GIVEN REQUEST: Skip the pictures. Set down, word for word, the lines from the start of the material up to and including the line with "w-[828px] h-[1792px] overflow-hidden".

>>>>

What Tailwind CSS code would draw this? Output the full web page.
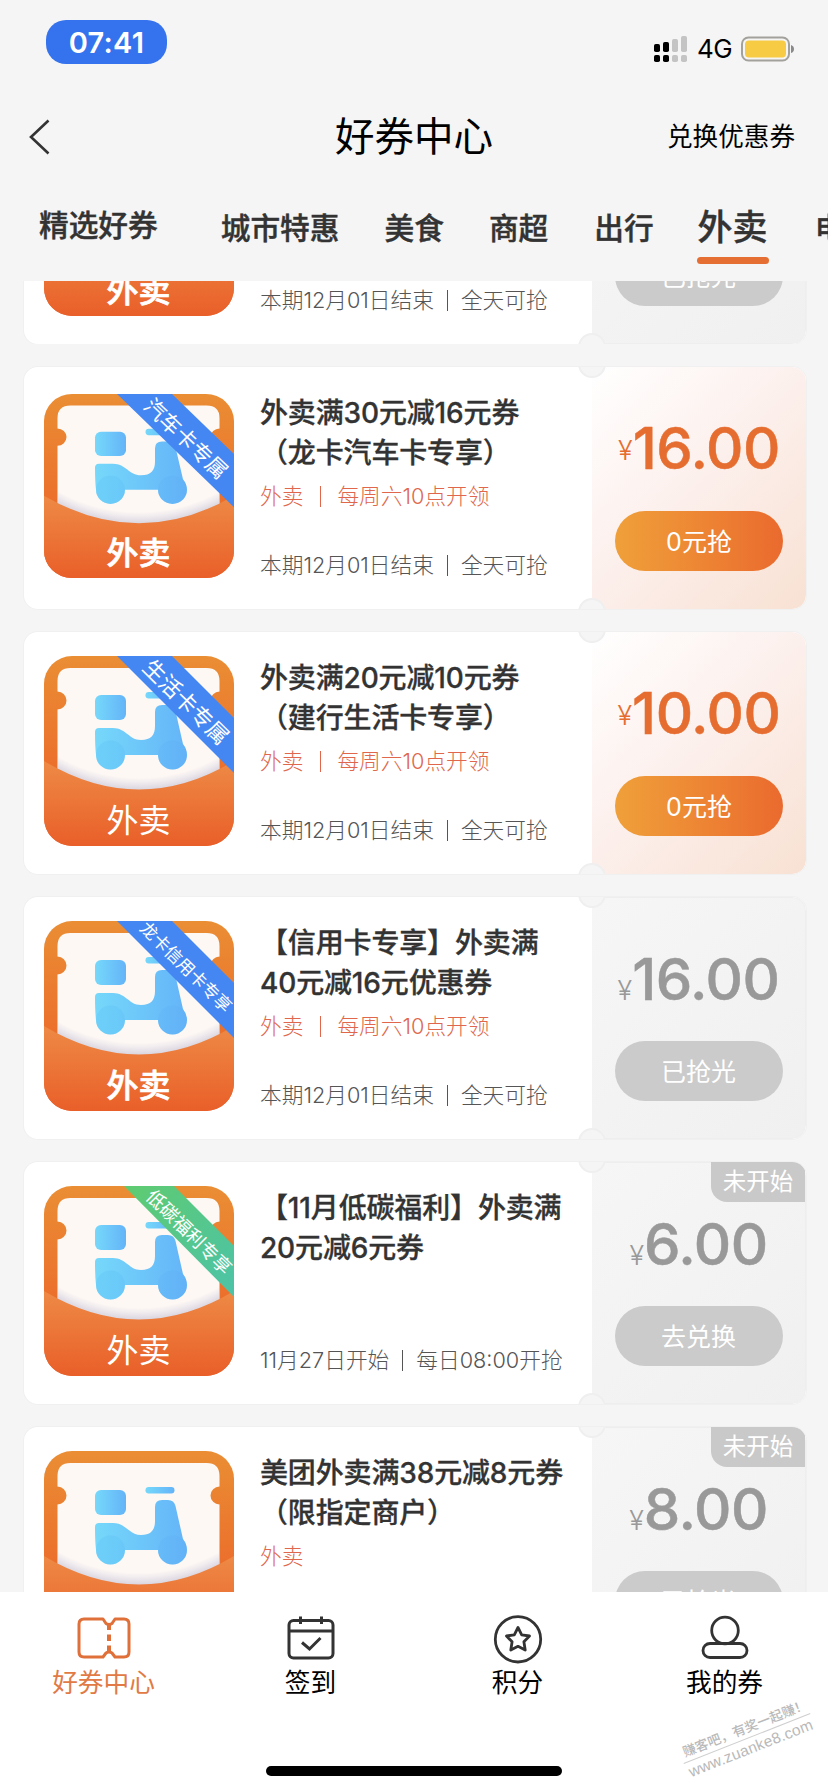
<!DOCTYPE html>
<html lang="zh-CN">
<head>
<meta charset="utf-8">
<title>好券中心</title>
<script src="https://cdn.jsdelivr.net/npm/@tailwindcss/browser@4"></script>
</head>
<body class="relative w-[828px] h-[1792px] overflow-hidden bg-[#f5f5f5] font-[Inter,'Noto_Sans_CJK_SC',sans-serif] text-[#333]">

<!-- shared gradients and the delivery artwork -->
<svg width="0" height="0" class="absolute">
  <defs>
    <linearGradient id="frame" x1="0" y1="0" x2="0" y2="1"><stop offset="0" stop-color="#ea8e34"/><stop offset="1" stop-color="#ec5a26"/></linearGradient>
    <linearGradient id="pocket" x1="0" y1="0" x2="0" y2="1"><stop offset="0" stop-color="#ee8a45"/><stop offset="1" stop-color="#e95f29"/></linearGradient>
    <linearGradient id="bike" x1="0" y1="0" x2="1" y2="0"><stop offset="0" stop-color="#76d8fa"/><stop offset="1" stop-color="#64b4f8"/></linearGradient>
    <linearGradient id="green" x1="0" y1="0" x2="1" y2="1"><stop offset="0" stop-color="#5fcb70"/><stop offset="1" stop-color="#4cc3a8"/></linearGradient>
    <radialGradient id="shade" gradientUnits="userSpaceOnUse" cx="95" cy="-40" r="174"><stop offset="0.93" stop-color="#c9c4dd" stop-opacity="0"/><stop offset="1" stop-color="#c0bcd0" stop-opacity="0.6"/></radialGradient>
    <clipPath id="round"><rect width="190" height="190" rx="28"/></clipPath>
    <g id="art">
      <rect width="190" height="190" fill="url(#frame)"/>
      <path d="M13.500 25Q13.500 12 26.500 12H162.500Q175.500 12 175.500 25V35.500A9 9 0 0 0 175.500 53.500V140H13.500V53.500A9 9 0 0 0 13.500 35.500Z" fill="#fdf8f4"/>
      <path d="M13.500 90H175.500V140H13.500Z" fill="url(#shade)"/>
      <rect x="51" y="39" width="31" height="25" rx="6" fill="url(#bike)"/>
      <rect x="101.500" y="36" width="29" height="6.500" rx="3.200" fill="url(#bike)"/>
      <path d="M51 76Q51 72 55 72H69C82 72 85 84 97 84C107 84 111 79 111 70V56Q111 49 118 49H124Q130 49 131.500 55L139 88Q143 93 143 99A14.500 14.500 0 0 1 114 99H81A14.500 14.500 0 0 1 52 99Q51 90 51 76Z" fill="url(#bike)"/>
      <circle cx="128.500" cy="99" r="14.500" fill="#58a8f7" opacity=".2"/>
      <circle cx="66.500" cy="99" r="14.500" fill="#58bdf7" opacity=".25"/>
      <path d="M0 105Q95 162 190 105V190H0Z" fill="url(#pocket)"/>
    </g>
  </defs>
</svg>

<header class="flex h-[281px] flex-col overflow-hidden">
  <div class="flex h-[84px] items-start justify-between pl-[46px] pr-[34px] pt-5">
    <div class="flex h-11 w-[121px] items-center justify-center rounded-[20px] bg-[#3572ee] pt-px text-[29px] font-semibold tracking-[0.3px] text-white">07:41</div>
    <div class="flex items-center pt-[15px]">
      <svg class="-mt-[1px]" width="34" height="28" viewBox="0 0 34 28">
        <g fill="#000"><rect x="0" y="9" width="6" height="8" rx="1.800"/><rect x="9" y="7" width="6" height="10" rx="1.800"/><rect x="0" y="20" width="6" height="7" rx="1.800"/><rect x="9" y="20" width="6" height="7" rx="1.800"/></g>
        <g fill="#c4c4c4"><rect x="18" y="4" width="6" height="13" rx="1.800"/><rect x="27" y="1" width="6" height="16" rx="1.800"/><rect x="18" y="20" width="6" height="7" rx="1.800"/><rect x="27" y="20" width="6" height="7" rx="1.800"/></g>
      </svg>
      <span class="ml-[9px] w-[43px] text-[26px] leading-7 tracking-[-0.5px] text-black">4G</span>
      <svg class="ml-[1px]" width="53" height="26" viewBox="0 0 53 26"><rect x="1" y="1.500" width="47" height="23" rx="6.500" fill="none" stroke="#a3a19c" stroke-width="2"/><rect x="4" y="4.500" width="41" height="17" rx="4" fill="#f7cb43"/><path d="M50 9Q53 10 53 13T50 17Z" fill="#8a8a8a"/></svg>
    </div>
  </div>
  <div class="grid h-[106px] grid-cols-[1fr_168px_1fr] items-center pl-7 pr-[33px]">
    <svg width="23" height="38" viewBox="0 0 23 38" fill="none" stroke="#333" stroke-width="2.600"><path d="M20.500 2.500L3 19L20.500 35.500"/></svg>
    <h1 class="pl-[5px] text-center text-[39.500px] leading-[52px] text-black">好券中心</h1>
    <span class="text-right text-[25.600px] text-black">兑换优惠券</span>
  </div>
  <nav class="flex w-[828px] items-start overflow-hidden whitespace-nowrap pl-[39px] text-[29.700px] font-medium leading-10 [-webkit-text-stroke:0.400px]">
    <span class="mr-[63px] shrink-0 pt-[15px]">精选好券</span>
    <span class="mr-[45px] shrink-0 pt-[18px]">城市特惠</span>
    <span class="mr-[45px] shrink-0 pt-[18px]">美食</span>
    <span class="mr-[46px] shrink-0 pt-[18px]">商超</span>
    <span class="mr-[43px] shrink-0 pt-[18px]">出行</span>
    <span class="mr-[46px] flex w-[72px] shrink-0 flex-col items-center pt-[15px] text-[35px]"><span class="h-[52px] leading-[44px]">外卖</span><i class="h-[7px] w-[72px] rounded-full bg-[#e56f32]"></i></span>
    <span class="shrink-0 pt-[18px]">电影</span>
  </nav>
</header>

<main id="list" class="flex h-[1311px] flex-col gap-[23px] overflow-hidden"></main>

<footer class="flex h-[200px] flex-col items-center justify-between bg-white pb-4">
  <div class="grid w-full grid-cols-4 text-center text-[25.700px] leading-[34px] text-black">
    <div class="flex flex-col items-center pt-[22px] text-[#e17a45]">
      <svg width="56" height="50" viewBox="0 0 56 50" fill="none" stroke="#e0703a" stroke-width="3"><path d="M8 5H27L30 9.500Q33 11.500 36 9.500L39 5H48Q53 5 53 10V38Q53 43 48 43H39L36 39Q33 37 30 39L27 43H8Q3 43 3 38V10Q3 5 8 5Z" stroke-linejoin="round"/><path d="M33 10V16M33 20.500V27M33 31.500V38" stroke-width="4"/></svg>
      <span class="mt-[2px]">好券中心</span>
    </div>
    <div class="flex flex-col items-center pt-[22px]">
      <svg width="56" height="50" viewBox="0 0 56 50" fill="none" stroke="#333" stroke-width="3"><rect x="6" y="6.500" width="44" height="37.500" rx="4.500"/><path d="M6 17H50M17.500 2.500V10M38.500 2.500V10"/><path d="M19 28.500L26.500 35L37.500 24"/></svg>
      <span class="mt-[2px]">签到</span>
    </div>
    <div class="flex flex-col items-center pt-[22px]">
      <svg width="56" height="50" viewBox="0 0 56 50" fill="none" stroke="#333" stroke-width="2.800"><circle cx="28" cy="25.300" r="22.700"/><path d="M28 13.500L31.700 20.800L39.500 22L33.900 27.800L35.200 36L28 32.300L20.800 36L22.100 27.800L16.500 22L24.300 20.800Z" stroke-linejoin="round"/></svg>
      <span class="mt-[2px]">积分</span>
    </div>
    <div class="flex flex-col items-center pt-[22px]">
      <svg width="56" height="50" viewBox="0 0 56 50" fill="none" stroke="#333" stroke-width="2.800"><circle cx="28" cy="16.500" r="13.300"/><rect x="6" y="29.500" width="44" height="14" rx="7"/></svg>
      <span class="mt-[2px]">我的券</span>
    </div>
  </div>
  <div class="h-[10px] w-[296px] rounded-full bg-black"></div>
</footer>

<div class="absolute left-[677px] top-[1719px] flex w-[140px] -rotate-[21.500deg] flex-col items-center whitespace-nowrap text-[#b9b9b9]">
  <span class="border-b border-[#cfcfcf] pl-1 text-[13.300px] font-medium leading-[19px]">赚客吧，有奖一起赚！</span>
  <span class="text-[15.500px] leading-[19px] font-['Liberation_Sans'] tracking-[0.2px]">www.zuanke8.com</span>
</div>

<script>
const bar = '<i class="mx-[13px] inline-block h-[21px] w-px bg-current align-[-3px]"></i>';
const bar2 = '<i class="mx-[16.500px] inline-block h-[21px] w-px bg-current align-[-3px]"></i>';
const end = '本期12月01日结束' + bar + '全天可抢';
const every = '外卖' + bar2 + '每周六10点开领';
const cards = [
  {t: '', sub: '', foot: end, p: '16.00', btn: '已抢光', first: 1, bold: 1},
  {t: '外卖满30元减16元券<br>（龙卡汽车卡专享）', sub: every, foot: end, p: '16.00', btn: '0元抢', on: 1, bold: 1, rib: '汽车卡专属', fs: 21.5, h: 184},
  {t: '外卖满20元减10元券<br>（建行生活卡专享）', sub: every, foot: end, p: '10.00', btn: '0元抢', on: 1, rib: '生活卡专属', fs: 22},
  {t: '【信用卡专享】外卖满<br>40元减16元优惠券', sub: every, foot: end, p: '16.00', btn: '已抢光', bold: 1, rib: '龙卡信用卡专享', fs: 17.2},
  {t: '【11月低碳福利】外卖满<br>20元减6元券', sub: '', foot: '11月27日开始' + bar + '每日08:00开抢', p: '6.00', btn: '去兑换', rib: '低碳福利专享', fs: 18.5, green: 1, tag: 1},
  {t: '美团外卖满38元减8元券<br>（限指定商户）', sub: '外卖', foot: end, p: '8.00', btn: '已抢光', bold: 1, tag: 1},
];
document.getElementById('list').innerHTML = cards.map(c => {
  const h = c.h || 190;
  const ribbon = c.rib ? `<path d="${c.green ? 'M80 0H130L190 60V111Z' : 'M73 0H128L190 62V117Z'}" fill="${c.green ? 'url(#green)' : '#4587f2'}"/>
    <text transform="translate(${c.green ? 145 : 142} 46) rotate(44.500)" text-anchor="middle" y="${c.fs * 0.36}" font-size="${c.fs}" fill="#fff">${c.rib}</text>` : '';
  const card = `<article class="relative ml-6 flex h-[242px] w-[782px] shrink-0 overflow-hidden rounded-[14px] bg-white shadow-[0_0_0_1px_#f0f0f0]">
    <div class="flex w-[568px] pl-5 ${c.h ? 'pt-[27px]' : 'pt-6'}">
      <svg class="shrink-0" width="190" height="${h}" viewBox="0 0 190 190" preserveAspectRatio="none"><g clip-path="url(#round)"><use href="#art"/>${ribbon}
        <text x="94.500" y="175.500" text-anchor="middle" font-size="32" font-weight="${c.bold ? 500 : 400}" fill="#fff" stroke="#fff" stroke-width="${c.bold ? 0.7 : 0}">外卖</text></g></svg>
      <div class="flex flex-1 flex-col whitespace-nowrap pl-[26px] ${c.h ? '-mt-[27px]' : '-mt-6'}">
        <h2 class="h-[114.500px] shrink-0 pt-[25.500px] text-[28px] font-medium leading-10 tracking-[-0.150px] [-webkit-text-stroke:0.300px]">${c.t}</h2>
        <p class="h-[69.500px] shrink-0 text-[21.700px] font-light leading-7 text-[#e0674c]">${c.sub}</p>
        <p class="text-[21.700px] font-light leading-7 text-[#555]">${c.foot}</p>
      </div>
    </div>
    <div class="relative flex w-[214px] flex-col items-center ${c.on ? 'bg-linear-135 from-white via-[#fcefeb] to-[#f8e1d3]' : 'border border-l-0 border-[#eeeeee] bg-linear-135 from-[#f6f6f6] to-[#f0f0f0]'} rounded-r-[14px]">
      <div class="flex h-[144px] shrink-0 items-baseline pt-[45px] leading-[72px] ${c.on ? 'text-[#e66d30]' : 'text-[#999]'}"><span class="relative text-[27px] font-light ${c.on ? '-top-[9px]' : ''}">¥</span><span class="text-[58px] font-medium tracking-[-0.500px] [-webkit-text-stroke:0.500px]">${c.p}</span></div>
      <div class="flex h-[60px] w-[168px] shrink-0 items-center justify-center rounded-full pt-[3px] text-[25px] text-white ${c.on ? 'bg-linear-to-r from-[#efa03a] to-[#ea6a2e]' : 'bg-[#cbcbcb] -mt-px'}">${c.btn}</div>
      ${c.tag ? '<div class="absolute right-0 -top-px flex h-[40px] w-[94px] items-center justify-center rounded-bl-[16px] bg-[#c9c9c9] pb-px text-[23.500px] text-white">未开始</div>' : ''}
    </div>
    <i class="absolute -top-[17px] left-[554px] size-7 rounded-full border-2 border-[#efefef] bg-[#f5f5f5]"></i>
    <i class="absolute -bottom-[17px] left-[554px] size-7 rounded-full border-2 border-[#efefef] bg-[#f5f5f5]"></i>
  </article>`;
  return c.first ? `<div class="flex h-[63px] shrink-0 items-end overflow-hidden">${card}</div>` : card;
}).join('');
</script>
</body>
</html>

<<<<

ANSWER FOR THIS EXERCISE:
What Tailwind CSS code would draw this? Output the full web page.
<!DOCTYPE html>
<html lang="zh-CN">
<head>
<meta charset="utf-8">
<title>好券中心</title>
<script src="https://cdn.jsdelivr.net/npm/@tailwindcss/browser@4"></script>
</head>
<body class="relative w-[828px] h-[1792px] overflow-hidden bg-[#f5f5f5] font-[Inter,'Noto_Sans_CJK_SC',sans-serif] text-[#333]">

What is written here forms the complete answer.